The Confidential Inquiry’s remit was to explore the extent to which the findings of Death by Indifference and the Six Lives Report were replicated on a larger scale and when it reported in 2013 its own findings were stark:
Of the 238 deaths of people with learning disabilities for which agreement was reached by the Overview Panel, 42% were assessed as being premature. The most common reasons for deaths being assessed as premature were: delays or problems with diagnosis or treatment; and problems with identifying needs and providing appropriate care in response to changing needs
The Confidential Inquiry should have led to concrete action that would have made a difference to the lives of people with learning disabilities. It didn’t but what it did lead to – was more research in the form of the Learning Disabilities Mortality Review Programme or LeDeR and yesterday the programme published its findings for the year 2016/17. In it stated that 28% of people with learning disabilities would die before they are fifty and from other data published in a blog by Chris Hatton we know “that people with learning disabilities live, on average, lives 15-20 years shorter than other people”.

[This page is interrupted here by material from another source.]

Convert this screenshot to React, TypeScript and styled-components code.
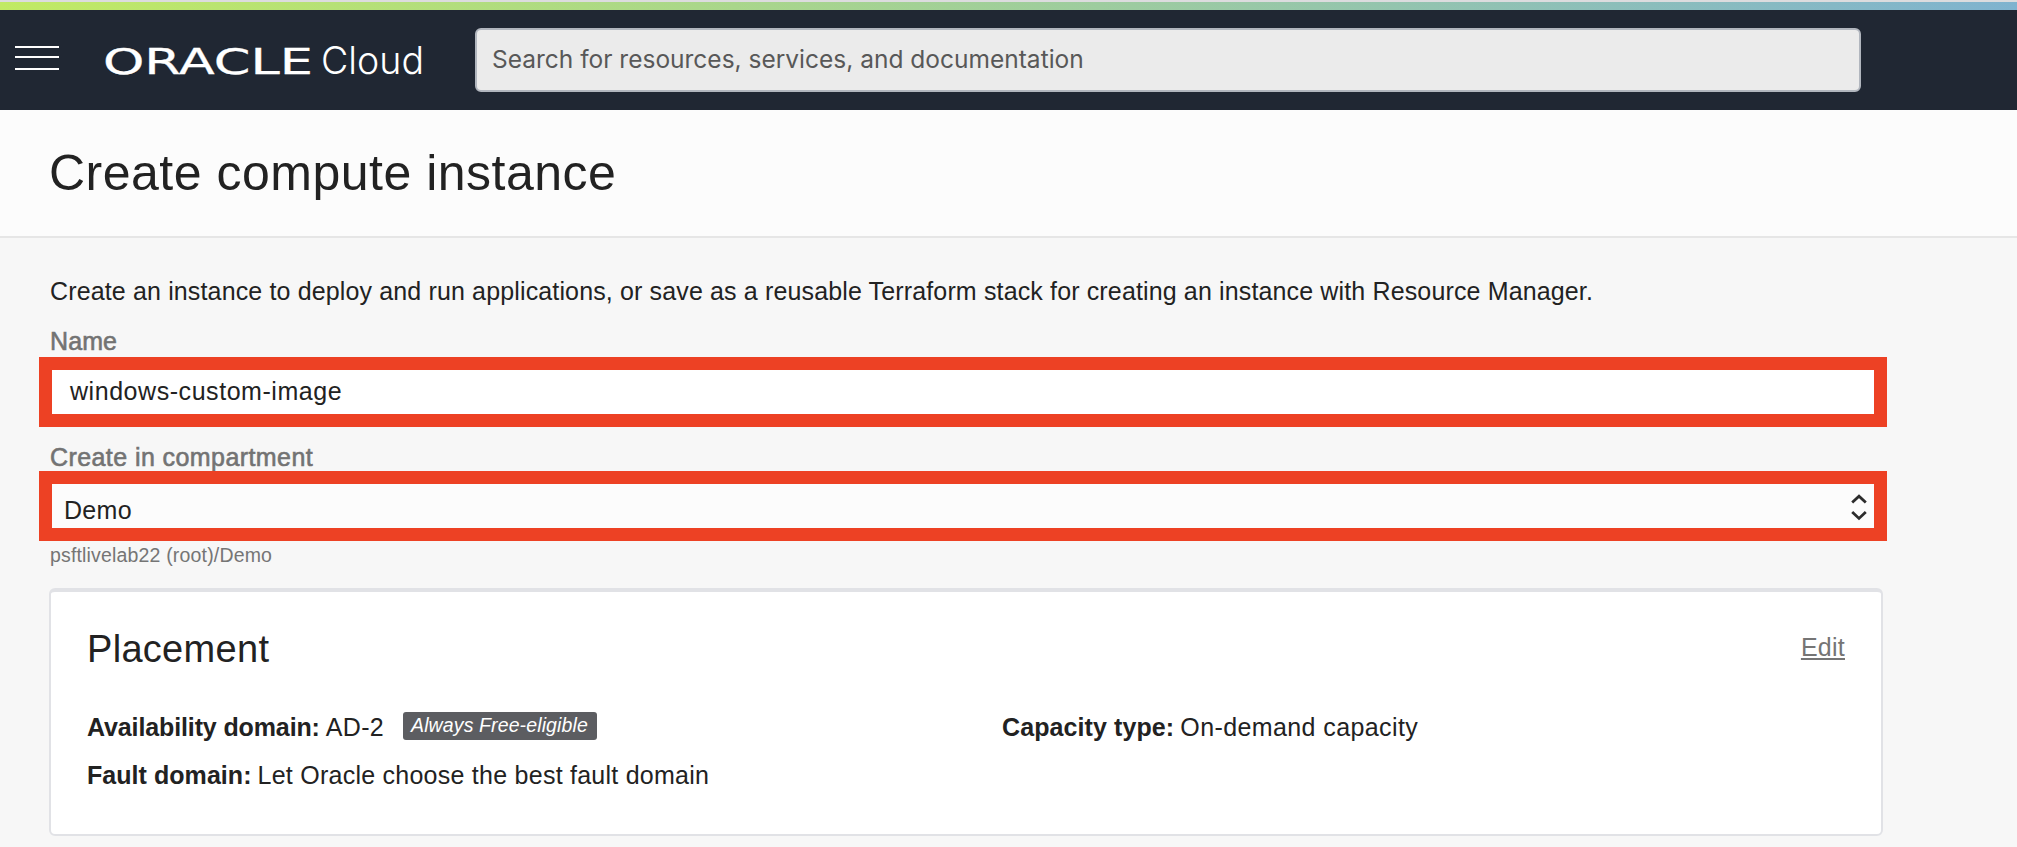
import React from 'react';
import styled, { createGlobalStyle } from 'styled-components';

const GlobalStyle = createGlobalStyle`
  *, *::before, *::after { box-sizing: border-box; }
  body {
    margin: 0;
    background: #f7f7f7;
    color: #222;
    font-family: "Liberation Sans", Arial, sans-serif;
    font-size: 25px;
    line-height: 30px;
    overflow: hidden;
  }
`;

const Page = styled.div`
  height: 847px;
  display: flex;
  flex-direction: column;
`;

const AccentBar = styled.div`
  height: 10px;
  border-top: 2px solid #dcdcde;
  background: linear-gradient(to right, #c1ea64, #7fb3cf);
  background-origin: border-box;
`;

const Header = styled.header`
  height: 100px;
  display: flex;
  align-items: flex-start;
  background: #202733;
`;

const MenuButton = styled.button`
  width: 44px;
  height: 24px;
  margin: 36px 0 0 15px;
  padding: 0;
  border: 0;
  background: none;
`;

const Brand = styled.svg`
  display: block;
  margin: 26px 0 0 43px;
`;

const SearchBox = styled.div`
  width: 1386px;
  height: 64px;
  margin: 18px 0 0 47px;
  padding: 0 15px 3px;
  display: flex;
  align-items: center;
  border: 2px solid #b1b6be;
  border-radius: 6px;
  background: #ebebeb;
  color: #585858;
  font-family: Inter, sans-serif;
  font-size: 24.5px;
`;

const TitleBar = styled.section`
  height: 128px;
  padding-left: 49px;
  display: flex;
  align-items: center;
  border-bottom: 2px solid #e6e6e6;
  background: #fcfcfc;
`;

const Title = styled.h1`
  margin: 0;
  font-size: 50px;
  font-weight: 400;
  line-height: 60px;
  letter-spacing: 0.5px;
`;

const Main = styled.main`
  padding: 38px 0 0 49px;
  display: flex;
  flex-direction: column;
`;

const Intro = styled.p`
  margin: 0 0 20px 1px;
  letter-spacing: 0.14px;
  white-space: nowrap;
`;

const FieldLabel = styled.label<{ $tracking: number }>`
  height: 31px;
  padding-left: 1px;
  color: #737373;
  letter-spacing: ${(p) => p.$tracking}px;
  -webkit-text-stroke: 0.6px #737373;
`;

const Field = styled.div<{ $fill: string; $padding: string; $tracking: number }>`
  width: 1848px;
  height: 70px;
  margin-left: -10px;
  padding: ${(p) => p.$padding};
  display: flex;
  align-items: center;
  justify-content: space-between;
  border: 13px solid #ed4124;
  background: ${(p) => p.$fill};
  letter-spacing: ${(p) => p.$tracking}px;
`;

const NameGroup = styled.div`
  display: flex;
  flex-direction: column;
  margin-bottom: 15px;
`;

const CompartmentGroup = styled.div`
  display: flex;
  flex-direction: column;

  ${FieldLabel} {
    height: 29px;
  }
`;

const Hint = styled.div`
  height: 28px;
  padding-left: 1px;
  color: #757575;
  font-size: 19.5px;
  line-height: 28px;
  letter-spacing: 0.17px;
`;

const Card = styled.section`
  width: 1834px;
  height: 248px;
  margin-top: 19px;
  padding: 0 36px;
  border: 2px solid #e1e2e6;
  border-top-width: 4px;
  border-radius: 6px;
  background: #fff;
`;

const CardHeader = styled.div`
  padding-top: 34px;
  height: 119px;
  display: flex;
  justify-content: space-between;
`;

const CardTitle = styled.h2`
  margin: 0;
  font-size: 38px;
  font-weight: 400;
  line-height: 46px;
  letter-spacing: 0.3px;
`;

const EditLink = styled.a`
  margin-top: 6px;
  color: #757575;
  letter-spacing: 0.25px;
  text-decoration: underline;
  text-decoration-thickness: 2px;
  text-underline-offset: 2px;
`;

const Details = styled.dl`
  margin: 0;
  display: grid;
  grid-template-columns: 915px 1fr;
  row-gap: 16px;
`;

const Detail = styled.div`
  height: 32px;
  display: flex;
  align-items: center;
  white-space: nowrap;
`;

const Term = styled.dt<{ $tracking?: number }>`
  font-weight: 700;
  letter-spacing: ${(p) => p.$tracking ?? 0}px;
`;

const Value = styled.dd<{ $tracking?: number }>`
  margin: 0 0 0 6px;
  letter-spacing: ${(p) => p.$tracking ?? 0}px;
`;

const Badge = styled.span`
  height: 28px;
  margin: 0 0 3px 19px;
  padding: 0 9px 0 8px;
  border-radius: 3px;
  background: #5c5d61;
  color: #fff;
  font-size: 19.5px;
  font-style: italic;
  line-height: 27px;
  letter-spacing: 0.12px;
`;

const Arrows = styled.svg`
  margin-top: -6px;
`;

const MenuIcon = () => (
  <svg width="44" height="24" viewBox="0 0 44 24" fill="#fff">
    <rect width="44" height="2" />
    <rect y="10" width="44" height="2" />
    <rect y="22" width="44" height="2" />
  </svg>
);

const Logo = () => (
  <Brand width="326" height="50" viewBox="0 0 326 50" fill="#fff">
    <text
      x="1"
      y="37.5"
      fontFamily='"DejaVu Sans", sans-serif'
      fontSize="35.5"
      stroke="#fff"
      strokeWidth="0.3"
      textLength="210"
      lengthAdjust="spacingAndGlyphs"
    >
      ORACLE
    </text>
    <text x="219" y="37.5" fontFamily="Inter, sans-serif" fontSize="37.5" fontWeight="300" textLength="103">
      Cloud
    </text>
  </Brand>
);

const SelectArrows = () => (
  <Arrows width="16" height="28" viewBox="0 0 16 28" fill="none" stroke="#2c2c2c" strokeWidth="2.8">
    <path d="M1.2 9.6 8 3.2 14.8 9.6" />
    <path d="M1.2 19 8 25.4 14.8 19" />
  </Arrows>
);

export default function App() {
  return (
    <Page>
      <GlobalStyle />
      <AccentBar />
      <Header>
        <MenuButton aria-label="Menu">
          <MenuIcon />
        </MenuButton>
        <Logo />
        <SearchBox>Search for resources, services, and documentation</SearchBox>
      </Header>
      <TitleBar>
        <Title>Create compute instance</Title>
      </TitleBar>
      <Main>
        <Intro>
          Create an instance to deploy and run applications, or save as a reusable Terraform stack for creating an
          instance with Resource Manager.
        </Intro>
        <NameGroup>
          <FieldLabel $tracking={0.1}>Name</FieldLabel>
          <Field $fill="#fff" $padding="0 7px 2px 18px" $tracking={0.55}>
            windows-custom-image
          </Field>
        </NameGroup>
        <CompartmentGroup>
          <FieldLabel $tracking={0.42}>Create in compartment</FieldLabel>
          <Field $fill="#fcfcfc" $padding="7px 7px 0 12px" $tracking={0.3}>
            Demo
            <SelectArrows />
          </Field>
          <Hint>psftlivelab22 (root)/Demo</Hint>
        </CompartmentGroup>
        <Card>
          <CardHeader>
            <CardTitle>Placement</CardTitle>
            <EditLink>Edit</EditLink>
          </CardHeader>
          <Details>
            <Detail>
              <Term $tracking={-0.12}>Availability domain:</Term>
              <Value $tracking={0.3}>AD-2</Value>
              <Badge>Always Free-eligible</Badge>
            </Detail>
            <Detail>
              <Term $tracking={0.1}>Capacity type:</Term>
              <Value $tracking={0.4}>On-demand capacity</Value>
            </Detail>
            <Detail>
              <Term $tracking={0.05}>Fault domain:</Term>
              <Value $tracking={0.25}>Let Oracle choose the best fault domain</Value>
            </Detail>
          </Details>
        </Card>
      </Main>
    </Page>
  );
}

Perhaps the most significant revelation from the LeDeR Report was how little of it will really have surprised anybody who had read any of the earlier reports. The data was perhaps slightly more depressing than we might have hoped for but as Sara Ryan put it in her interview on BBC Breakfast –
My anger is about the fact that we know this happens, we’ve known that this has happened for a long time now and nothing is changing and what we are effectively saying now is that the label of learning disability for any kid is the equivalent of a life limiting illness. And learning disability isn’t a medical condition. The kids aren’t sick.
Sara Ryan 2018
The truth of it is that the five years between 2013 and 2018 have been a missed opportunity on the part of the last two governments. Commissioning yet more kick it down the road research, at a time when it was clear that what was needed were greater rights to equality of access to healthcare, greater investment in-order to deliver those rights and as Sara pointed out the implementation of recommendation 18 of the CIPOLD Report and the establishment of a National Learning Disability Mortality Review Body. But that didn’t happen and instead the government implemented a policy of active inaction – the appearance of doing something about a problem – knowing full well that it wouldn’t change a thing. And because of that quite deliberate policy choice, in those 5 years; hundreds, perhaps thousands of people with learning disabilities will have died as a result of what is effectively – a subtle form of lethal neglect.
People have accused this government of organisational discrimination toward people with learning disabilities, perhaps it is, but personally I think it’s far worse than that.